Even without Trump’s proposal, spending on nondefense discretionary programs is already historically low. As a share of the economy, it’s at its lowest level since 1998 and is well below where it was 50 years ago, according to data from the Congressional Budget Office.
Safety net program cuts
Several programs geared to helping low-income and disabled Americans would come under the knife in Trump’s budget. It would reduce spending on programs like food stamps (or SNAP), Social Security disability insurance benefits, additional income for poor seniors, disabled adults and children (SSI), and public assistance for needy families (TANF).
Part of the reduction would result from Trump’s proposal to tighten eligibility requirements for benefits in these programs and “encourage” work. White House Budget Director Mick Mulvaney put it this way in a briefing with reporters: “If you’re on food stamps and able-bodied, we need you to go to work.”
Tax credit changes
Mulvaney noted that the Trump plan would require working adults whose low income otherwise qualifies them for the Earned Income Tax Credit and the Child Tax Credit to have a Social Security number. The goal is to prevent illegal workers from claiming them, even if they have children who are American citizens.
The administration estimates the change would save $40.4 billion over a decade.
New infrastructure spending
Trump proposes to spend $200 billion to encourage $1 trillion in infrastructure investments largely through public-private partnerships.
On the campaign trail, two of his advisers proposed providing tax credits to private companies to help repair and modernize public infrastructure. An executive summary of the budget simply says the $1 trillion goal “will be met with a combination of new federal funding, incentivized non-federal funding, and expedited projects.”
Paid parental leave
Trump is calling for six weeks of national paid leave to be made available to new mothers and fathers, including those who adopt. The program — which would cost somewhere between $19 billion and $25 billion over a decade — would be administered through the unemployment insurance system.
Details of the proposal were scant ahead of the budget’s release, but it appears to be an expansion of what Trump proposed on the campaign trail. Back then he would have made partial paid leave available only to working mothers whose employers didn’t offer paid maternity leave.
Medicare, Medicaid and Social Security
The budget doesn’t propose cutting funding for Medicare or “core” Social Security benefits.
But the president’s blueprint includes big cuts to federal funding for Medicaid over the decade. That’s in large part because it assumes the House-passed bill repealing and replacing Obamacare will stand, even though many expect it to undergo significant changes in the Senate.
“The White House’s proposed FY2018 budget is the start of a long conversation on how to best fund the federal government for the next year. For years now, our nation has continued to saddle future generations with increasing debt financed by out-of-control deficit spending. I am glad to see that the Trump Administration is trying to address the nation’s long-term budget crisis with a budget proposal that balances in 10 years. Congress will now begin working with the administration to find common ground on budget priorities to provide responsible levels of funding for federal programs, while getting our fiscal house in order.

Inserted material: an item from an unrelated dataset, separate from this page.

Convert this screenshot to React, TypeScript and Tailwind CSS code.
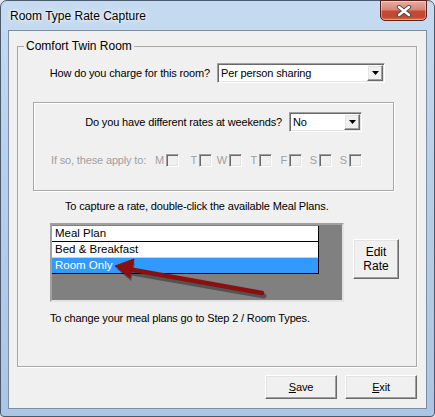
import type { ReactNode } from "react";

const sunken =
  "border border-t-[#a0a0a0] border-l-[#a0a0a0] border-b-white border-r-white shadow-[inset_1px_1px_0_#696969,inset_-1px_-1px_0_#e3e3e3]";
const raised =
  "border border-t-white border-l-white border-b-[#696969] border-r-[#696969] shadow-[inset_-1px_-1px_0_#a0a0a0,inset_1px_1px_0_#e3e3e3] bg-[#f0f0f0]";

function Combo({ value, width }: { value: string; width: string }) {
  return (
    <div className={`flex h-[20px] items-stretch bg-white ${sunken} ${width}`}>
      <div className="flex flex-1 items-center pl-[3px] text-[11px] leading-none text-black">{value}</div>
      <div className={`m-[1px] flex w-[16px] items-center justify-center ${raised}`}>
        <svg width="7" height="4" viewBox="0 0 7 4">
          <path d="M0 0h7L3.5 4z" fill="#000" />
        </svg>
      </div>
    </div>
  );
}

function Check({ letter, width }: { letter: string; width: string }) {
  return (
    <div className={`flex items-center justify-end gap-[2px] ${width}`}>
      <span className="text-[#a0a0a0]">{letter}</span>
      <span className={`block h-[13px] w-[13px] bg-[#f0f0f0] ${sunken}`} />
    </div>
  );
}

function Button({ children, className }: { children: ReactNode; className: string }) {
  return (
    <button type="button" className={`flex flex-col items-center justify-center text-black ${raised} ${className}`}>
      {children}
    </button>
  );
}

export default function App() {
  return (
    <div className="relative h-[417px] w-[435px] overflow-hidden bg-[#dfe6ee] font-['Liberation_Sans',Arial,sans-serif] text-[11px] leading-[14px] tracking-[-0.15px] text-black">
      <div className="flex h-full w-full flex-col rounded-t-[7px] rounded-b-[4px] border border-[#4a5a6c] bg-[linear-gradient(180deg,#c6dbf1_0%,#b7d0ea_40%,#aac6e4_100%)] px-[7px]">
        {/* title bar */}
        <div className="relative flex h-[29px] items-start justify-between">
          <div className="pl-[2px] pt-[7px] text-[12px] leading-[16px] tracking-normal text-black [text-shadow:0_0_6px_#fff,0_0_3px_#fff]">
            Room Type Rate Capture
          </div>
          <div className="-mt-px flex h-[21px] w-[47px] items-center justify-center rounded-b-[5px] border border-[#5c211a] bg-[linear-gradient(180deg,#e9ada1_0%,#d98676_45%,#c24a34_55%,#c5472f_85%,#d9735c_100%)] shadow-[inset_0_0_0_1px_rgba(255,255,255,0.35)]">
            <svg width="16" height="12" viewBox="0 0 16 12">
              <path d="M3 2l10 8M13 2L3 10" stroke="#4a4a4a" strokeWidth="4.2" strokeLinecap="round" />
              <path d="M3 2l10 8M13 2L3 10" stroke="#fff" strokeWidth="2.4" strokeLinecap="round" />
            </svg>
          </div>
        </div>

        {/* client area */}
        <div className="flex h-[379px] flex-col border border-[#7d8ea2] bg-[#f0f0f0]">
          <fieldset className="ml-[8px] mr-[9px] mt-[8px] h-[328px] border border-[#a8a8a8] shadow-[1px_1px_0_#fff]">
            <legend className="ml-[6px] px-[2px] text-[12px] leading-[14px] tracking-normal">Comfort Twin Room</legend>

            <div className="mt-[10px] flex items-center">
              <div className="w-[192px] whitespace-nowrap text-right">How do you charge for this room?</div>
              <Combo value="Per person sharing" width="ml-[7px] w-[168px]" />
            </div>

            <div className="ml-[15px] mt-[19px] h-[89px] w-[361px] border border-[#a8a8a8] pt-[9px] shadow-[1px_1px_0_#fff,inset_1px_1px_0_#fff]">
              <div className="flex items-center">
                <div className="w-[248px] whitespace-nowrap text-right">Do you have different rates at weekends?</div>
                <Combo value="No" width="ml-[7px] w-[73px]" />
              </div>
              <div className="mt-[21px] flex items-center pl-[17px] text-[#a0a0a0]">
                <div className="w-[98px] whitespace-nowrap">If so, these apply to:</div>
                <Check letter="M" width="w-[30px]" />
                <Check letter="T" width="w-[33px]" />
                <Check letter="W" width="w-[30px]" />
                <Check letter="T" width="w-[30px]" />
                <Check letter="F" width="w-[30px]" />
                <Check letter="S" width="w-[30px]" />
                <Check letter="S" width="w-[30px]" />
              </div>
            </div>

            <div className="ml-[47px] mt-[8px] whitespace-nowrap">To capture a rate, double-click the available Meal Plans.</div>

            <div className="mt-[10px] flex items-start">
              <div className="ml-[32px] h-[79px] w-[294px] border-2 border-t-[#a0a0a0] border-l-[#a0a0a0] border-b-[#e3e3e3] border-r-[#e3e3e3] bg-[#808080] pt-px">
                <div className="w-[267px] border-r border-black text-[11.5px] leading-[15px] tracking-normal">
                  <div className="h-[16px] border-b border-black bg-white pl-[3px]">Meal Plan</div>
                  <div className="h-[16px] border-b border-[#cfcfcf] bg-white pl-[3px]">Bed &amp; Breakfast</div>
                  <div className="h-[16px] border-b border-black bg-[#3399ff] pl-[3px] text-white">Room Only</div>
                </div>
              </div>
              <Button className="ml-[9px] mt-[16px] h-[40px] w-[46px] text-[12px] leading-[14px] tracking-normal">
                <span>Edit</span>
                <span>Rate</span>
              </Button>
            </div>

            <div className="ml-[32px] mt-[9px] whitespace-nowrap">To change your meal plans go to Step 2 / Room Types.</div>
          </fieldset>

          <div className="mr-[9px] mt-[8px] flex justify-end gap-[8px]">
            <Button className="h-[24px] w-[72px]">
              <span>
                <span className="underline">S</span>ave
              </span>
            </Button>
            <Button className="h-[24px] w-[72px]">
              <span>
                <span className="underline">E</span>xit
              </span>
            </Button>
          </div>
        </div>
      </div>

      {/* annotation arrow */}
      <svg className="pointer-events-none absolute inset-0" width="435" height="417" viewBox="0 0 435 417">
        <g transform="translate(2 3)" opacity="0.35">
          <path d="M262 293L130 270" stroke="#000" strokeWidth="5" strokeLinecap="round" />
          <path d="M115 266L133 260L129 278z" fill="#000" />
        </g>
        <path d="M262 293L128 269" stroke="#8a0f0f" strokeWidth="4.5" strokeLinecap="round" />
        <path d="M115 266L134 259L130 278z" fill="#8a0f0f" stroke="#8a0f0f" strokeWidth="1" strokeLinejoin="round" />
      </svg>
    </div>
  );
}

While Congress will disagree on some line-items, we should work together to confront our obvious national debt problems. I encourage Congress to also focus on ways to fix the broken budget process as the current process has only worked four times since it was reformed in 1974,” said Oklahoma Sen. James Lankford. “Let’s put an end to the days of continuing resolutions and massive omnibus funding bills. It’s time to fix the issue that has been before us for 43 years. I ask Congress to bring responsibility and predictability back to the system and let’s make the needed reforms so that it actually works for the American people.”